Personalmente comparto la postura ética de Gaviria que me parece válida en este vertiginoso proceso de mutaciones culturales y tecnológicas al que asistimos, en esta época de desplazamientos forzosos, de guerras preventivas y de agresiva irrupción de los mercados, cuando la responsabilidad del creador debería plantearse como una apuesta por la honestidad de la experiencia, por la fidelidad a la verdad poética.
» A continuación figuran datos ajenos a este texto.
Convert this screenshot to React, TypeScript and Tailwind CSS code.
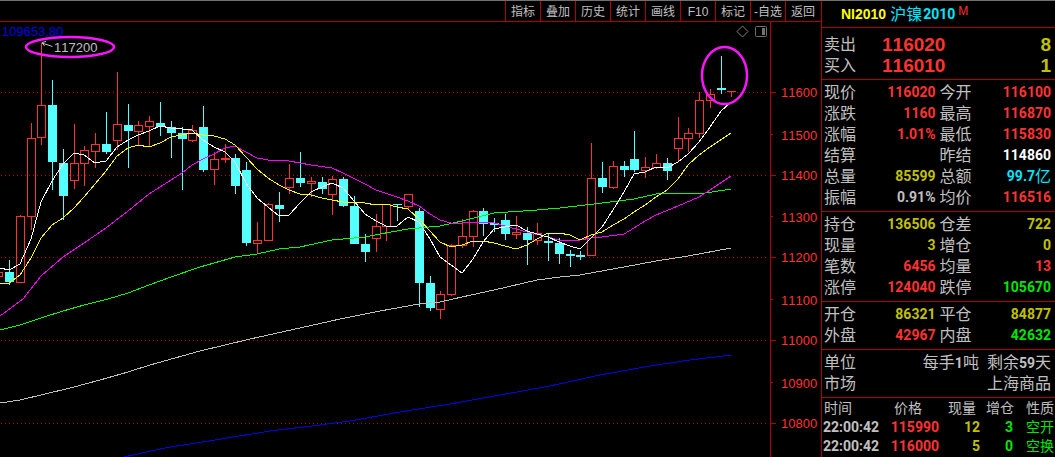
import clsx from "clsx";

type Tone = "red" | "yellow" | "green" | "cyan" | "white" | "gray";

const TONES: Record<Tone, string> = {
  red: "text-[#ff3232]",
  yellow: "text-[#c0c000]",
  green: "text-[#00e600]",
  cyan: "text-[#00e6ff]",
  white: "text-white",
  gray: "text-[#c0c0c0]",
};

const MENU = ["指标", "叠加", "历史", "统计", "画线", "F10", "标记", "-自选", "返回"];

// x, high, body top, body bottom, low, rising
type Candle = [number, number, number, number, number, 0 | 1];

const CANDLES: Candle[] = [
  [-2, 272, 272, 277, 277, 1],
  [9, 260, 272, 282, 285, 0],
  [20, 215, 216, 283, 283, 1],
  [31, 123, 138, 217, 230, 1],
  [41, 43, 105, 138, 145, 1],
  [52, 80, 105, 162, 190, 0],
  [63, 149, 163, 196, 220, 0],
  [74, 124, 163, 181, 189, 1],
  [84, 146, 150, 164, 186, 1],
  [95, 133, 144, 152, 168, 1],
  [106, 112, 144, 152, 154, 0],
  [117, 72, 124, 141, 150, 1],
  [128, 104, 125, 131, 168, 0],
  [138, 121, 125, 132, 146, 1],
  [149, 116, 121, 127, 147, 1],
  [160, 102, 123, 127, 136, 0],
  [171, 121, 127, 133, 158, 0],
  [182, 127, 133, 139, 190, 0],
  [192, 125, 130, 141, 142, 1],
  [203, 106, 127, 170, 172, 0],
  [214, 152, 159, 170, 185, 1],
  [225, 144, 158, 160, 163, 1],
  [235, 154, 158, 186, 194, 0],
  [246, 162, 170, 243, 246, 0],
  [257, 222, 240, 244, 254, 1],
  [268, 203, 204, 241, 241, 1],
  [279, 192, 205, 209, 222, 0],
  [289, 164, 178, 188, 194, 1],
  [300, 152, 178, 183, 187, 0],
  [311, 177, 181, 184, 197, 1],
  [322, 177, 182, 189, 194, 0],
  [332, 176, 179, 195, 215, 1],
  [343, 177, 179, 206, 207, 0],
  [354, 196, 206, 244, 244, 0],
  [365, 234, 244, 252, 262, 0],
  [376, 214, 226, 239, 252, 1],
  [386, 204, 204, 227, 241, 1],
  [397, 204, 204, 205, 221, 0],
  [408, 194, 194, 207, 209, 1],
  [419, 208, 211, 283, 307, 0],
  [430, 276, 283, 308, 311, 0],
  [440, 291, 294, 310, 319, 1],
  [451, 244, 245, 295, 296, 1],
  [462, 219, 236, 246, 248, 1],
  [473, 210, 211, 237, 247, 1],
  [483, 208, 211, 224, 236, 0],
  [494, 218, 223, 225, 232, 0],
  [505, 214, 220, 234, 240, 0],
  [516, 216, 232, 235, 239, 1],
  [527, 227, 233, 240, 265, 0],
  [537, 223, 233, 241, 245, 1],
  [548, 233, 241, 243, 261, 0],
  [559, 238, 243, 254, 264, 0],
  [570, 250, 254, 256, 267, 0],
  [580, 251, 255, 257, 260, 0],
  [591, 143, 178, 256, 256, 1],
  [602, 162, 178, 187, 193, 0],
  [613, 161, 166, 188, 189, 1],
  [624, 161, 166, 170, 177, 0],
  [634, 131, 159, 170, 172, 0],
  [645, 157, 167, 171, 178, 1],
  [656, 154, 163, 168, 169, 1],
  [667, 158, 163, 171, 180, 0],
  [678, 117, 138, 149, 161, 1],
  [688, 128, 133, 139, 152, 1],
  [699, 92, 100, 134, 138, 1],
  [710, 89, 94, 101, 108, 1],
  [721, 56, 88, 90, 94, 0],
  [731, 91, 91, 92, 97, 1],
];

const AVERAGES = [
  {
    color: "#0000e6",
    points:
      "124,457 165,448 215,440 270,431 320,425 350,421 400,412 450,404 500,395 550,386 600,375 650,366 690,360 731,355",
  },
  {
    color: "#c0c0c0",
    points:
      "0,403 20,400 41,395 74,387 100,380 128,372 150,365 200,351 250,339 300,328 340,319 380,311 419,304 440,302 462,297 494,290 537,280 560,277 580,275 624,267 656,261 688,256 731,248",
  },
  {
    color: "#00ff00",
    points:
      "0,330 20,325 41,318 63,311 84,305 108,299 128,293 149,285 171,277 200,267 235,257 257,254 279,249 300,247 332,240 365,237 380,234 408,229 440,226 462,221 494,213 537,210 560,208 602,203 634,199 656,194 667,193 699,194 731,189",
  },
  {
    color: "#ff00ff",
    points:
      "0,316 23,299 41,276 63,257 84,243 106,228 128,211 149,194 171,180 182,173 192,165 203,159 214,154 225,148 235,146 246,152 257,158 268,160 289,161 311,165 332,168 343,173 365,184 376,190 397,197 408,201 419,206 430,214 440,220 451,223 462,223 483,222 494,223 505,226 516,229 527,232 548,237 559,240 580,240 591,238 602,237 624,234 634,228 645,221 656,215 678,206 699,197 710,190 731,176",
  },
  {
    color: "#ffff00",
    points:
      "0,284 9,283 20,275 31,258 41,238 52,225 63,218 74,208 84,197 95,184 106,171 117,156 128,148 138,145 149,147 160,143 171,137 182,135 192,133 203,135 214,136 225,139 235,145 246,157 257,169 268,178 279,185 289,190 300,194 311,195 322,198 332,200 343,202 354,202 365,203 376,205 386,204 397,207 408,209 419,219 430,231 440,242 451,247 462,245 473,241 483,241 494,243 505,246 516,249 527,245 537,239 548,233 559,233 570,235 580,240 591,235 602,232 613,225 624,219 634,212 645,205 656,197 667,190 678,179 688,165 699,155 710,147 731,133",
  },
  {
    color: "#ffffff",
    points:
      "0,268 9,270 20,264 31,239 41,202 52,181 63,164 74,153 84,155 95,163 106,161 117,147 128,140 138,135 149,131 160,126 171,128 182,129 192,130 203,140 214,147 225,152 235,162 246,183 257,198 268,207 279,216 289,215 300,203 311,192 322,187 332,183 343,188 354,201 365,214 376,221 386,226 397,226 408,217 419,222 430,239 440,257 451,265 462,273 473,259 483,242 494,229 505,227 516,225 527,231 537,234 548,237 559,242 570,246 580,249 591,238 602,227 613,210 624,192 634,174 645,172 656,167 667,168 678,162 688,154 699,142 710,127 721,111 731,102",
  },
];

const SCALE = [
  { label: "11600", y: 92 },
  { label: "11500", y: 134 },
  { label: "11400", y: 175 },
  { label: "11300", y: 216 },
  { label: "11200", y: 257 },
  { label: "11100", y: 299 },
  { label: "11000", y: 340 },
  { label: "10900", y: 382 },
  { label: "10800", y: 423 },
];

type Quote = { label: string; value: string; tone: Tone; unit?: string };

const PRICES: Quote[] = [
  { label: "现价", value: "116020", tone: "red" },
  { label: "今开", value: "116100", tone: "red" },
  { label: "涨跌", value: "1160", tone: "red" },
  { label: "最高", value: "116870", tone: "red" },
  { label: "涨幅", value: "1.01%", tone: "red" },
  { label: "最低", value: "115830", tone: "red" },
  { label: "结算", value: "", tone: "gray" },
  { label: "昨结", value: "114860", tone: "white" },
  { label: "总量", value: "85599", tone: "yellow" },
  { label: "总额", value: "99.7", tone: "cyan", unit: "亿" },
  { label: "振幅", value: "0.91%", tone: "gray" },
  { label: "均价", value: "116516", tone: "red" },
];

const POSITIONS: Quote[] = [
  { label: "持仓", value: "136506", tone: "yellow" },
  { label: "仓差", value: "722", tone: "yellow" },
  { label: "现量", value: "3", tone: "yellow" },
  { label: "增仓", value: "0", tone: "yellow" },
  { label: "笔数", value: "6456", tone: "red" },
  { label: "均量", value: "13", tone: "red" },
  { label: "涨停", value: "124040", tone: "red" },
  { label: "跌停", value: "105670", tone: "green" },
];

const VOLUMES: Quote[] = [
  { label: "开仓", value: "86321", tone: "yellow" },
  { label: "平仓", value: "84877", tone: "yellow" },
  { label: "外盘", value: "42967", tone: "red" },
  { label: "内盘", value: "42632", tone: "green" },
];

const DEPTH = [
  { label: "卖出", price: "116020", lots: "8" },
  { label: "买入", price: "116010", lots: "1" },
];

const TRADES = [
  { time: "22:00:42", price: "115990", lots: "12", change: "3", kind: "空开" },
  { time: "22:00:42", price: "116000", lots: "5", change: "0", kind: "空换" },
];

const SECTION = "border-b border-[#b00000] pt-0.5 pr-1 pb-[3px] pl-0.5";
const NUM = "font-['Roboto','Noto_Sans_CJK_SC',sans-serif] text-[14px] font-bold";

const CandleBar = ({ candle }: { candle: Candle }) => {
  const [x, high, top, bottom, low, rising] = candle;
  const color = rising ? "#ff3232" : "#54ffff";
  const hollow = rising === 1 && bottom - top > 2;

  return (
    <g>
      <rect x={x} y={high} width={1} height={top - high} fill={color} />
      <rect x={x} y={bottom} width={1} height={low - bottom} fill={color} />
      {hollow ? (
        <rect
          x={x - 3.5}
          y={top + 0.5}
          width={8}
          height={bottom - top - 1}
          fill="none"
          stroke={color}
        />
      ) : (
        <rect x={x - 4} y={top} width={9} height={bottom - top} fill={color} />
      )}
    </g>
  );
};

const Chart = () => (
  <svg
    viewBox="0 22 821 435"
    className="block h-auto w-full font-['Liberation_Sans',sans-serif] text-[13px] [font-kerning:none]"
    role="img"
    aria-label="NI2010 K线图"
  >
    <text x={2} y={36} fill="#0000e6">
      109653.80
    </text>

    <g shapeRendering="crispEdges">
      {SCALE.map(({ label, y }, i) => (
        <g key={label}>
          {i % 2 === 0 && (
            <line
              x1={1}
              x2={768}
              y1={y + 0.5}
              y2={y + 0.5}
              stroke="#b00000"
              strokeDasharray="1 3"
            />
          )}
          <rect x={771} y={y} width={i % 2 === 0 ? 5 : 2} height={1} fill="#b00000" />
        </g>
      ))}
      <rect x={770} y={22} width={1} height={435} fill="#b00000" />
      {CANDLES.map((candle) => (
        <CandleBar key={candle[0]} candle={candle} />
      ))}
      {AVERAGES.map(({ color, points }) => (
        <polyline key={color} points={points} fill="none" stroke={color} />
      ))}
    </g>

    {SCALE.map(({ label, y }, i) => (
      <text key={label} x={781} y={i % 2 === 0 ? y + 5 : y + 6} fill="#ff3232">
        {label}
      </text>
    ))}

    <path d="M52.5 46.5 L42 43 M46 41.5 L42 42.5 L44.5 46" fill="none" stroke="#c0c0c0" />
    <text x={54} y={52} fill="#c0c0c0">
      117200
    </text>

    <path
      d="M742.5 26 L748 31.5 L742.5 37 L737 31.5 Z"
      fill="none"
      stroke="#808080"
    />
    <rect x={755.5} y={26.5} width={11} height={10} rx={1} fill="none" stroke="#707070" />
    <rect x={762} y={28} width={3} height={7} fill="#707070" />

    <g fill="none" stroke="#ff14ff" strokeWidth={2.5}>
      <ellipse cx={70} cy={47} rx={44} ry={10} />
      <ellipse cx={724.5} cy={75.5} rx={22.5} ry={28.5} />
    </g>
  </svg>
);

const QuoteGrid = ({ items }: { items: Quote[] }) => (
  <dl className={clsx(SECTION, "grid grid-cols-2 gap-x-1")}>
    {items.map(({ label, value, tone, unit }) => (
      <div key={label} className="flex h-[21px] items-center justify-between">
        <dt>{label}</dt>
        <dd className={clsx("flex items-center", TONES[tone])}>
          <span className={NUM}>{value}</span>
          {unit}
        </dd>
      </div>
    ))}
  </dl>
);

const App = () => {
  return (
    <div className="flex min-h-screen items-stretch overflow-hidden border-t border-[#707070] bg-black font-['Liberation_Sans','Noto_Sans_CJK_SC',sans-serif] text-[#c0c0c0]">
      <main className="min-w-0 flex-1">
        <nav className="flex h-[21px] justify-end border-b border-[#b00000] pr-px">
          {MENU.map((item) => (
            <button
              key={item}
              type="button"
              className="w-[35px] border-l border-[#b00000] pt-px text-center text-[12px] leading-5 whitespace-nowrap"
            >
              {item}
            </button>
          ))}
        </nav>
        <Chart />
      </main>

      <aside className="w-[234px] shrink-0 border-l border-[#b00000] text-[16px] leading-[21px] [font-kerning:none]">
        <h1 className="flex h-[27px] items-center border-b border-[#b00000] pl-[19px]">
          <span className="text-[14px] font-bold text-[#ffff00]">NI2010</span>
          <span className="ml-1 text-[#00e6ff]">沪镍</span>
          <span className={clsx(NUM, "ml-px text-[#00e6ff]")}>2010</span>
          <sup className="top-0 ml-[3px] self-start text-[12px] leading-5 text-[#ff3232]">M</sup>
        </h1>

        <dl className="border-b border-[#b00000] pt-1.5 pr-1 pb-[3px] pl-0.5">
          {DEPTH.map(({ label, price, lots }) => (
            <div key={label} className="flex h-[21px] items-center">
              <dt className="w-[58px]">{label}</dt>
              <dd className="flex flex-1 justify-between text-[19px] leading-5 font-bold">
                <span className="text-[#ff3232]">{price}</span>
                <span className="text-[#c0c000]">{lots}</span>
              </dd>
            </div>
          ))}
        </dl>

        <QuoteGrid items={PRICES} />
        <QuoteGrid items={POSITIONS} />
        <QuoteGrid items={VOLUMES} />

        <dl className={SECTION}>
          <div className="flex h-[21px] items-center justify-between">
            <dt>单位</dt>
            <dd className="flex gap-2">
              <span>
                每手<span className={NUM}>1</span>吨
              </span>
              <span>
                剩余<span className={NUM}>59</span>天
              </span>
            </dd>
          </div>
          <div className="flex h-[21px] items-center justify-between">
            <dt>市场</dt>
            <dd>上海商品</dd>
          </div>
        </dl>

        <table className="mt-px w-full table-fixed text-right text-[14px] leading-[19px]">
          <colgroup>
            <col className="w-[60px]" />
            <col className="w-[58px]" />
            <col className="w-[41px]" />
            <col className="w-[33px]" />
            <col />
          </colgroup>
          <thead>
            <tr className="h-[19px]">
              <th className="pl-0.5 text-left font-normal">时间</th>
              <th className="pr-[18px] font-normal whitespace-nowrap">价格</th>
              <th className="pr-[5px] font-normal">现量</th>
              <th className="font-normal">增仓</th>
              <th className="pr-px font-normal">性质</th>
            </tr>
          </thead>
          <tbody>
            {TRADES.map(({ time, price, lots, change, kind }) => (
              <tr key={price} className="h-[19px]">
                <td className={clsx(NUM, "pl-px text-left")}>{time}</td>
                <td className={clsx(NUM, "pr-px", TONES.red)}>{price}</td>
                <td className={clsx(NUM, "pr-px", TONES.yellow)}>{lots}</td>
                <td className={clsx(NUM, "pr-px", TONES.green)}>{change}</td>
                <td className={clsx("pr-px", TONES.green)}>{kind}</td>
              </tr>
            ))}
          </tbody>
        </table>
      </aside>
    </div>
  );
};

export default App;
Esta podría ser una alternativa a los chantajes del mercado, al conformismo e indiferencia respecto al otro, a la seducción de las comodidades del narcisismo en las que caemos y que nos hunde en el "sueño privado". Debemos enfrentar nuestra lucidez a las tentaciones del olvido de la situación histórica y tecnológica global que sólo promueven un arte y una escritura, política y culturalmente lucrativas para esa minoría que mueve los hilos del poder.